Last decade of laser spectroscopy has marked a remarkable progress in the fields of ultrafast optics and optical frequency metrology, based on the possibility of precise radiation control from the femtosecond lasers. The spectrum of these lasers makes a large number of discrete, properly spaced, sharp lines of different wavelengths/frequencies – hence the name frequent comb. Thus the frequency comb generated by the femtosecond laser can be used as a frequency ruler for measuring optical frequencies in the same way that the regular ruler is used to measure the length.

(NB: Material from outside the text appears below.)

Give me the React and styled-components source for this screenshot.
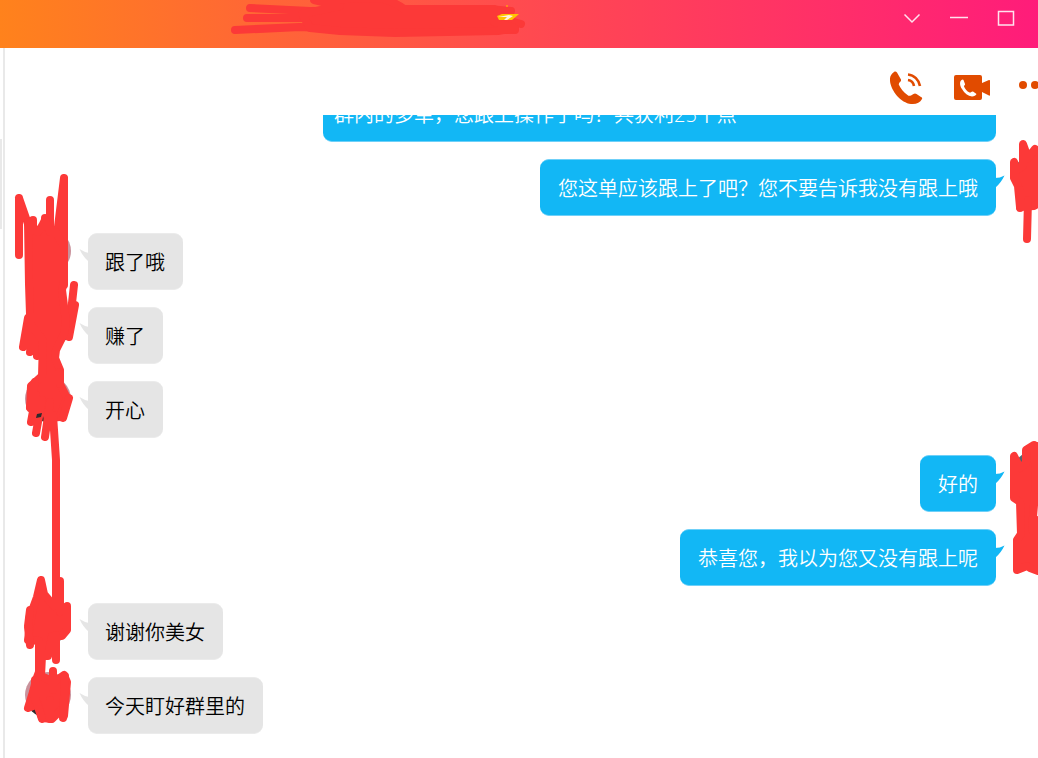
import React from "react";
import styled, {createGlobalStyle} from 'styled-components';

const messages = [
    {
        id: 1,
        mine: true,
        wide: true,
        text: '群内的多单，您跟上操作了吗？共获利25个点',
    },
    {id: 2, mine: true, text: '您这单应该跟上了吧？您不要告诉我没有跟上哦'},
    {id: 3, text: '跟了哦'},
    {id: 4, text: '赚了'},
    {id: 5, text: '开心'},
    {id: 6, mine: true, text: '好的'},
    {id: 7, mine: true, text: '恭喜您，我以为您又没有跟上呢'},
    {id: 8, text: '谢谢你美女'},
    {id: 9, text: '今天盯好群里的'},
];

export default function App() {
    return (
        <Window>
            <GlobalStyle/>
            <TitleBar>
                <TitleMark/>
                <WindowButtons>
                    <IconButton aria-label="更多">
                        <svg width="18" height="18" viewBox="0 0 18 18">
                            <path d="M1.5 5.5L9 13l7.500-7.500" fill="none" stroke="#ffe3ee" strokeWidth="1.500"/>
                        </svg>
                    </IconButton>
                    <IconButton aria-label="最小化">
                        <svg width="18" height="18" viewBox="0 0 18 18">
                            <path d="M0 8.500h18" stroke="#ffe3ee" strokeWidth="1.500"/>
                        </svg>
                    </IconButton>
                    <IconButton aria-label="最大化">
                        <svg width="18" height="18" viewBox="0 0 18 18">
                            <rect x="1.500" y="2.500" width="15" height="13.500" fill="none" stroke="#ffe3ee" strokeWidth="1.500"/>
                        </svg>
                    </IconButton>
                </WindowButtons>
            </TitleBar>
            <Body>
                <Sidebar>
                    <Thumb/>
                </Sidebar>
                <Chat>
                    <Toolbar>
                        <IconButton aria-label="语音通话">
                            <PhoneIcon/>
                        </IconButton>
                        <IconButton aria-label="视频通话">
                            <VideoIcon/>
                        </IconButton>
                        <MoreButton aria-label="更多操作">
                            <svg width="34" height="10" viewBox="0 0 34 10" fill="#e14b00">
                                <circle cx="5" cy="5" r="4"/>
                                <circle cx="17" cy="5" r="4"/>
                                <circle cx="29" cy="5" r="4"/>
                            </svg>
                        </MoreButton>
                    </Toolbar>
                    <Messages>
                        {messages.map(message => (
                            <Message key={message.id} {...message}/>
                        ))}
                        <LeftMarks/>
                        <RightMarks/>
                    </Messages>
                </Chat>
            </Body>
        </Window>
    );
}

function Message({mine, wide, text}) {
    return (
        <Row $mine={mine}>
            {wide ? <Spacer/> : <Avatar $mine={mine}/>}
            <Bubble $mine={mine} $wide={wide}>
                {!wide && <Tail mine={mine}/>}
                <Text>{text}</Text>
            </Bubble>
        </Row>
    );
}

function Tail({mine}) {
    return (
        <TailSvg $mine={mine} width="10" height="14" viewBox="0 0 10 14">
            {mine
                ? <path d="M0 4Q5 4 9.500 1.500Q6 9 0 14z" fill="#12b7f5"/>
                : <path d="M10 5Q5 4 .5 1Q4 9 10 14z" fill="#e5e5e5"/>}
        </TailSvg>
    );
}

function PhoneIcon() {
    return (
        <svg width="34" height="34" viewBox="0 0 34 34">
            <path
                d="M4 1C1 3 -.5 6 0 10C1 20 11 32 21 33C26 33.500 30 32 32 28C32.500 27 32 26.500 31 26L26.500 23C25.500 22.300 24.500 22.300 23.500 23L21 24.500C19.500 25 18.500 25 17.500 24C13.500 21 10.500 17.500 9 14C8.500 13 9 12 10 11C11.300 10 11.300 9 10.700 8L7 1.500C6 .3 5 .3 4 1z"
                fill="#e14b00"/>
            <path d="M18 3.500C24 4 29 9 30 15M18 9C21 9.500 23.500 12 24 15"
                  fill="none" stroke="#e14b00" strokeWidth="2.600"/>
        </svg>
    );
}

function VideoIcon() {
    return (
        <svg width="38" height="28" viewBox="0 0 38 28">
            <path
                d="M4 1H28Q30 1 30 3V9L37 6Q38 5.500 38 7V21Q38 22 37 21.500L30 18V24Q30 26 28 26H4Q2 26 2 24V3Q2 1 4 1z"
                fill="#e14b00"/>
            <path
                d="M9.500 6C7.500 7.500 7.500 11.500 10 15C12.500 19.500 16 22 20 22.500C22 22.500 24 21.500 24.500 20L21 17.500C19.500 17 19 19 17.500 18.500C15 17.500 13 14.500 12 12.500C11.800 11.500 13.500 11 13 10L11.500 6C11 5 10.200 5.500 9.500 6z"
                fill="#fff"/>
        </svg>
    );
}

// red pen strokes over the contact name
function TitleMark() {
    return (
        <svg width="298" height="40" viewBox="230 0 298 40">
            <g fill="none" stroke="#fc3938" strokeWidth="8" strokeLinecap="round" strokeLinejoin="round">
                <path d="M250 8L310 11L490 9L511 11M247 18H500L521 24M235 30L300 27L340 29L515 30"/>
                <path fill="#fc3938" d="M314 0L340 6L302 14L310 28L340 31L395 33L498 31L515 28L494 22V9H404Q395 2 380 -2z"/>
            </g>
            <path d="M497 16L502 14H519L512 20H499z" fill="#ffc400"/>
            <path d="M498 17L509 15L513 16L507 20L504 20L507 17z" fill="#fff3e0"/>
            <circle cx="507" cy="6" r="1" fill="#ff9d10"/>
        </svg>
    );
}

// pen strokes over the contact's avatars
function LeftMarks() {
    return (
        <Marks $side="left" width="75" height="590" viewBox="5 168 75 590">
            <path d="M19 198V255M19 198L28 224M33 220V250M45 218V250M50 200V250M64 178L57 235M64 178V285M74 285L71 312M75 305L69 337M28 318L23 347M34 325L30 352M40 330L37 356"/>
            <path fill="#fc3938" d="M28 222L33 230L38 232L42 226L45 220L50 232H56L60 240L64 246V280L62 290L64 306L66 322L64 334L56 350L55 358L60 370L60 384L67 398L60 417L48 418L42 402L30 408L31 386L42 376L43 340L30 324L30 314L29 284z"/>
            <path d="M35 382L30 407M36 395L31 422M42 400L36 433M50 402L45 437M53 415L56 460V600M69 398L63 418M60 372V384"/>
            <path d="M37 414L42 413L41 417L36 418z" stroke="none" fill="#2e2a2c"/>
            <path fill="#fc3938" d="M41 580L37 597L33 608L30 625L28 640L39 641V672L36 680L33 692L28 708L38 704L42 718L52 719L61 710L64 716L67 682L64 675L54 682L41 676L42 656L48 656L52 636H62L67 630V606L60 612V581V600L54 606L44 594z"/>
            <path d="M28 627L30 645M56 635V660M53 671V690M35 680V700M35 698L42 719M65 676L63 718M50 700V719M30 610L28 626"/>
        </Marks>
    );
}

// pen strokes over my own avatars
function RightMarks() {
    return (
        <Marks $side="right" width="30" height="620" viewBox="1008 138 30 620">
            <path fill="#fc3938" d="M1014 162V178L1018 186L1020 207L1034 206L1040 202V152L1035 149L1028 158L1023 144V166L1017 170z"/>
            <path d="M1028 200L1027 239M1020 190V208"/>
            <path fill="#fc3938" d="M1014 456V498L1020 502L1021 534L1017 540V570L1027 566L1030 568L1038 571V520L1032 530L1036 480L1034 445L1026 450V463L1020 468z"/>
            <path d="M1038 446V490"/>
        </Marks>
    );
}

const GlobalStyle = createGlobalStyle`
  * {
    box-sizing: border-box;
  }

  body {
    margin: 0;
    background: #fff;
    font-family: "Open Sans", "Noto Sans CJK SC", sans-serif;
  }
`

const Window = styled.div`
  display: flex;
  flex-direction: column;
  height: 100vh;
  overflow: hidden;
`

const TitleBar = styled.header`
  display: flex;
  flex: 0 0 48px;
  justify-content: space-between;
  align-items: flex-start;
  padding: 0 23px 0 230px;
  background: linear-gradient(to right, #ff821c, #ff4b4f 50%, #ff1c7a);
`

const WindowButtons = styled.div`
  display: flex;
  gap: 29px;
  padding-top: 9px;
`

const IconButton = styled.button`
  display: flex;
  padding: 0;
  border: 0;
  background: none;
  cursor: pointer;
`

const MoreButton = styled(IconButton)`
  margin-right: -14px;
  padding-bottom: 6px;
`

const Body = styled.div`
  display: flex;
  flex: 1;
  min-height: 0;
`

const Sidebar = styled.aside`
  flex: 0 0 5px;
  padding-top: 91px;
  border-right: 2px solid #e9e9e9;
`

const Thumb = styled.div`
  width: 2px;
  height: 90px;
  background: #e9e9e9;
`

const Chat = styled.main`
  display: flex;
  flex: 1;
  flex-direction: column;
  min-width: 0;
`

const Toolbar = styled.div`
  display: flex;
  flex: 0 0 67px;
  justify-content: flex-end;
  align-items: center;
  gap: 28px;
  padding-top: 12px;
`

const Messages = styled.section`
  position: relative;
  display: flex;
  flex: 1;
  flex-direction: column;
  justify-content: flex-end;
  gap: 17px;
  min-height: 0;
  padding-bottom: 24px;
  overflow: hidden;
`

const Row = styled.div`
  display: flex;
  flex-direction: ${props => props.$mine ? 'row-reverse' : 'row'};
  gap: 17px;
  padding-left: 20px;
`

const Avatar = styled.div`
  flex: 0 0 46px;
  height: 46px;
  margin: ${props => props.$mine ? '-5px -21px 0 0' : '-5px 0 0'};
  border-radius: 50%;
  background: ${props => props.$mine
    ? 'linear-gradient(#5d7078, #2c3a44)'
    : 'linear-gradient(#c9929c 76%, #2e2a2c 76%)'};
`

const Spacer = styled.div`
  flex: 0 0 25px;
`

const Bubble = styled.div`
  position: relative;
  width: ${props => props.$wide ? '673px' : 'auto'};
  padding: 15px 18px 12px ${props => props.$wide ? '11px' : props.$mine ? '18px' : '17px'};
  border: 1px solid ${props => props.$mine ? '#6fd0f8' : '#ebebeb'};
  border-width: 1px 0;
  border-radius: 9px;
  background: ${props => props.$mine ? '#12b7f5' : '#e5e5e5'};
  color: ${props => props.$mine ? '#fff' : '#000'};
`

const Text = styled.p`
  margin: 0;
  font-size: 20px;
  line-height: 28px;
  font-weight: 350;
`

const TailSvg = styled.svg`
  position: absolute;
  top: 14px;
  ${props => props.$mine ? 'right: -9px;' : 'left: -9px;'}
`

const Marks = styled.svg`
  position: absolute;
  bottom: 0;
  ${props => props.$side}: 0;
  fill: none;
  stroke: #fc3938;
  stroke-width: 8px;
  stroke-linecap: round;
  stroke-linejoin: round;
`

The frequency comb is the ideal light source for a broadband spectroscopy with an optical resonator. Its spectrum extends to several hundreds of nanometers in wavelength, allowing multiple different compounds to be explored at the same time, while the highly defined mode structure of the frequency comb enables high-resolution spectroscopy. The frequency comb can be very effectively coupled with the resonant modes of the optical resonator/cavity, which adds to ultrahigh sensitivity. Such characteristics of Cavity-Enhanced Frequency Comb Spectroscopy (CEFCS) makes it the ideal detection technique of trace species (atoms, molecules, etc.), with a wide range of applications such as:
- Medical analysis of human breath – disease diagnosis by detecting the presence of biomarker molecules in the patient’s breath;
- Detection of explosive materials and biologically hazardous or harmful substances;
- Air quality control.
The CEFCS technique couples the optical frequency comb with a high-quality optical resonator that contains unknown atoms and molecules. Unknown compounds within the resonator absorb the light at precisely defined wavelengths, characteristic and unique for particular atoms and molecules. The comb-resonator coupling allows for a dramatic increase of the optical path of the light in the sample, resulting in ultra-high detection sensitivity. The light going out of the resonator is then spectrally analyzed and the absorption lines are identified, thus achieving unambiguous analysis of unknown atoms and molecules within the resonator.